The four theories about processes that deal with timing make up a coherent collection in the following sense. All four theories are generalizations of ACP without timing. The theory with absolute timing in which time is measured on a continuous time scale is a generalization of the theory with absolute timing in which time is measured on a discrete time scale. The two theories with absolute timing can easily be extended with a mechanism for parametric absolute timing which provides a way to deal with relative timing. That is, the extended theories are generalizations of the corresponding theories with relative timing.

If one theory is a generalization of another theory, this roughly means that the processes considered in the former theory essentially include the processes considered in the latter theory. That is the reason why abstraction from timing is possible in a theory with timing and discretization is possible in the theory with absolute timing in which time is measured on a continuous time scale. Abstraction from timing yields processes considered in a theory with timing that correspond with processes considered in ACP without timing. Discretization yields processes considered in a theory in which time is measured on a continuous time scale that correspond with processes considered in a theory in which time is measured on a discrete time scale. Abstraction from timing enables analysis of systems without carrying the timing details wherever they are not needed. Discretization enables analysis of systems at a level where time is measured with a finite precision wherever that is sufficient.

All four theories about processes that deal with timing are extended with mechanisms for abstraction from (internal) actions. This, together with abstraction from timing, enables us to verify whether two descriptions, one containing more implementation details than the other, represent the same system after appropriate abstraction.

It seems appropriate to use the term process algebra to mean a model of an algebraic theory about processes. However, as customary, we mostly use the term process algebra to mean an algebraic theory about processes. Sometimes, we even use it to mean a collection of algebraic theories about processes -- as in the title of this book.

Outline of the book

This book is organized in three parts. Chapter 1 reviews ACP without timing, the core of the versions of ACP with timing presented in the four following chapters. Chapters 2 to 5 introduce different versions of ACP with timing. Chapters 6 and 7 introduce interesting extensions of these versions.

Chapter 1, which is an introductory chapter, is primarily meant to acquire a good insight into the basic concepts of ACP-style process algebras in a setting without timing. In Chapters 2 to 5, which build on Chapter 1, ACP is extended to capture timing in four different ways. Chapters 2 and 3 introduce versions of ACP with relative timing and absolute timing in which time is measured on a discrete time scale. The version introduced in Chapter 2 is considered to be the simplest version of ACP with timing. Chapters 4 and 5 introduce versions of ACP with relative timing and absolute timing in which time is measured on a continuous time scale.

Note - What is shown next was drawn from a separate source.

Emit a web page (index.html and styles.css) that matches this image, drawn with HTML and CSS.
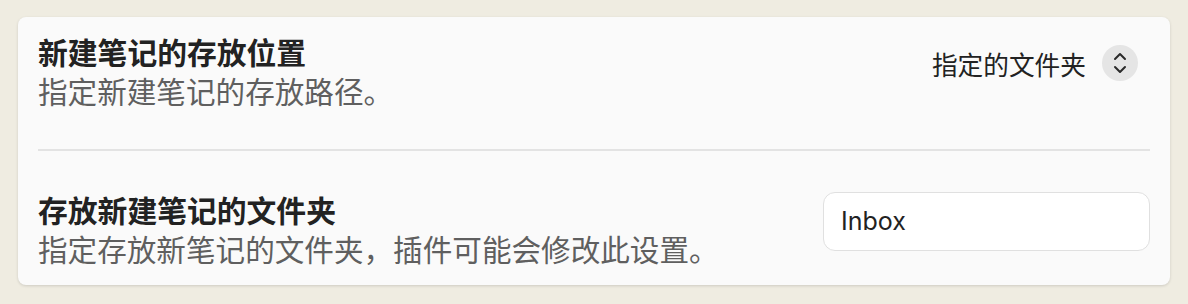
FILE: index.html
```html
<!DOCTYPE html>
<html lang="zh-CN">
<head>
  <meta charset="UTF-8" />
  <meta name="viewport" content="width=device-width, initial-scale=1.0"/>
  <title>设置</title>
  <link rel="stylesheet" href="styles.css">
</head>
<body>
  <div class="card">
    <div class="setting-item">
      <div class="setting-info">
        <div class="setting-name">新建笔记的存放位置</div>
        <div class="setting-desc">指定新建笔记的存放路径。</div>
      </div>
      <div class="setting-control">
        <div class="dropdown">
          <span class="dropdown-text">指定的文件夹</span>
          <span class="dropdown-icon">
            <svg width="14" height="22" viewBox="0 0 14 22" fill="none" stroke="#2a2a2a" stroke-width="2" stroke-linecap="round" stroke-linejoin="round">
              <polyline points="2,7 7,2 12,7" />
              <polyline points="2,15 7,20 12,15" />
            </svg>
          </span>
        </div>
      </div>
    </div>
    <div class="setting-item">
      <div class="setting-info">
        <div class="setting-name">存放新建笔记的文件夹</div>
        <div class="setting-desc">指定存放新笔记的文件夹，插件可能会修改此设置。</div>
      </div>
      <div class="setting-control">
        <input type="text" class="text-input" value="Inbox" />
      </div>
    </div>
  </div>
</body>
</html>
```

FILE: styles.css
```css
body {
  margin: 0;
  padding: 17px 18px 18px 18px;
  background-color: #efece1;
  font-family: "Inter", "Noto Sans", "Noto Sans CJK SC", sans-serif;
}

.card {
  background: #fafafa;
  border-radius: 8px;
  box-shadow: 0 1px 3px rgba(0,0,0,0.14);
  padding: 15px 20px 17px 20px;
}

.setting-item {
  display: flex;
  align-items: center;
  justify-content: space-between;
  padding: 39px 0;
  border-top: 2px solid #e3e3e3;
}

.setting-item:first-child {
  padding-top: 0;
  border-top: none;
}

.setting-item:last-child {
  padding-bottom: 0;
}

.setting-info {
  flex: 1;
}

.setting-name {
  font-family: "Noto Sans CJK SC", sans-serif;
  font-size: 29.8px;
  line-height: 39px;
  font-weight: 700;
  color: #222;
}

.setting-desc {
  font-family: "Noto Sans CJK SC", sans-serif;
  font-size: 29.6px;
  line-height: 39px;
  color: #5f5f5f;
}

.setting-control {
  margin-bottom: 16px;
}

.dropdown {
  display: flex;
  align-items: center;
  gap: 16px;
  padding-right: 12px;
}

.dropdown-text {
  font-family: "Noto Sans CJK SC", sans-serif;
  font-size: 25.7px;
  color: #222;
}

.dropdown-icon {
  width: 36px;
  height: 36px;
  border-radius: 50%;
  background: #e5e5e5;
  display: flex;
  align-items: center;
  justify-content: center;
}

.text-input {
  box-sizing: border-box;
  width: 327px;
  height: 59px;
  border: 1.5px solid #e0e0e0;
  border-radius: 12px;
  background: #fff;
  padding: 0 17px;
  font-family: "Inter", "Noto Sans", sans-serif;
  font-size: 25px;
  color: #222;
  outline: none;
}
```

In each of the Chapters 1 to 5, first the concepts around which the version concerned has been set up are explained informally and then a formal presentation of the version is given. The formal presentation includes the signature (fixing the constants and operators that are considered) and the axioms of the theory concerned as well as transition rules from which a model for the theory can be obtained in a standard way. Examples are given of how true equations are derived from the axioms, and how possible transitions of processes (representing their capabilities to perform actions or to idle) can be inferred from the transition rules. The use of each version is illustrated by means of some small examples concerning the description of simple processes found in practice. These small examples concern amongst other things a burglar alarm, a communication protocol known as the concurrent alternating bit protocol, a railroad crossing controller, and a gas burner controller. Larger examples including some algebraic calculations are also given. These larger examples concern a message passing system, a communication protocol known as the positive acknowledgement with retransmission protocol, a mutual exclusion protocol known as Fischer's protocol, and a bottle filling system.

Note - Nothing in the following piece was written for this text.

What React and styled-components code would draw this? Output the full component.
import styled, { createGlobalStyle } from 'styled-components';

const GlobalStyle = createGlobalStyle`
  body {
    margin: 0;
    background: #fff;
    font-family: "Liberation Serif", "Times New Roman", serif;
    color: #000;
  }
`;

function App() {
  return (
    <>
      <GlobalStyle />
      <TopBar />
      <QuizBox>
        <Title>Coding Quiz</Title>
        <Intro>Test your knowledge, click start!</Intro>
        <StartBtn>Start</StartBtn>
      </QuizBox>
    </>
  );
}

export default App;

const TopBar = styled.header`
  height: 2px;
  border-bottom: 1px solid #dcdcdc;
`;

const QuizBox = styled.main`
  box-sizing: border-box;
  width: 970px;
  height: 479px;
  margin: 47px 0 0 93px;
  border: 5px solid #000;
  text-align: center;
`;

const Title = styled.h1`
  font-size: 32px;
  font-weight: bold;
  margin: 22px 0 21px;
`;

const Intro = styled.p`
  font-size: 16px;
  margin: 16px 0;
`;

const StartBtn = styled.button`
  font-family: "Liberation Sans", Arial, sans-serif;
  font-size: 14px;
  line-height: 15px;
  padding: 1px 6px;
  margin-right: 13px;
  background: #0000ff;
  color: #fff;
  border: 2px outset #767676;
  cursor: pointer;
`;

Each of the Chapters 2 to 5 concludes with a section that establishes connections between the theory introduced in that chapter and the ones introduced in the preceding chapters. These connections explain why the presented theories are generalization of certain others.

In Chapter 6, the versions of ACP with timing introduced in Chapters 2 to 5 are extended with abstraction from (internal) actions. In Chapter 7, the version of ACP with timing introduced in Chapter 5 is extended with three interesting features, viz. a feature that enables processes to interact with a state, a feature that enables processes to create processes, and a feature to enforce that certain actions take place as soon as possible. These features can be added in a similar way to the other versions of ACP with timing introduced in this book.

There are also two appendices. Appendix A outlines the proofs of soundness and completeness for the axioms of the version of ACP with timing introduced in Chapter 2. Appendix B introduces the basic definitions and results from equational logic and structural operational semantics on which the formal presentation of all theories and models included in this book are founded, and reviews some further relevant topics.

The symbols used in the book are for the greater part listed in a glossary.

How to use the book

This book can be used for self-study by researchers in computer science or as supplementary reading in courses for graduate and advanced undergraduate students in computer science. Familiarity with first order logic and elementary set theory is required. Some familiarity with universal algebra, equational logic and structural operational semantics would be helpful. The desirable background in these fields is shortly reviewed in Appendix B.

Each chapter is a prerequisite for all subsequent chapters with the exception of the following: Chapter 3 is not a prerequisite for Chapter 4, and Chapter 6 is not a prerequisite for Chapter 7. The examples and exercises are integrated with the text. They should not be ignored.

Acknowledgements

This book brings together and streamlines a lot of work on process algebra with timing done since 1989 by a group of people in Amsterdam, Eindhoven and Utrecht under the guidance of Jan Bergstra. Most of that work was supported by European projects, notably CONCUR (ESPRIT), CONCUR2 (ESPRIT), CONFER (ESPRIT) and SPECS (RACE).

Many people contributed in one way or another to this book: Jan Bergstra, Lou van den Dries, Loe Feijs, Wan Fokkink, Rob van Glabbeek, Jan Friso Groote, Steven Klusener, Michel Reniers, Gheorghe Stefanescu, Jan Joris Vereijken, Chris Verhoef, Mark van der Zwaag and many others.

We also want to thank the participants of the Training School on Techniques for Software Specification and Verification at UNU/IIST (United Nations University, International Institute for Software Technology) in Macau, September 2001, and students attending the seminar on Process Algebra with Timing at Eindhoven University of Technology in the academic year 2000--2001, for pointing out errors and obscurities in drafts of the book.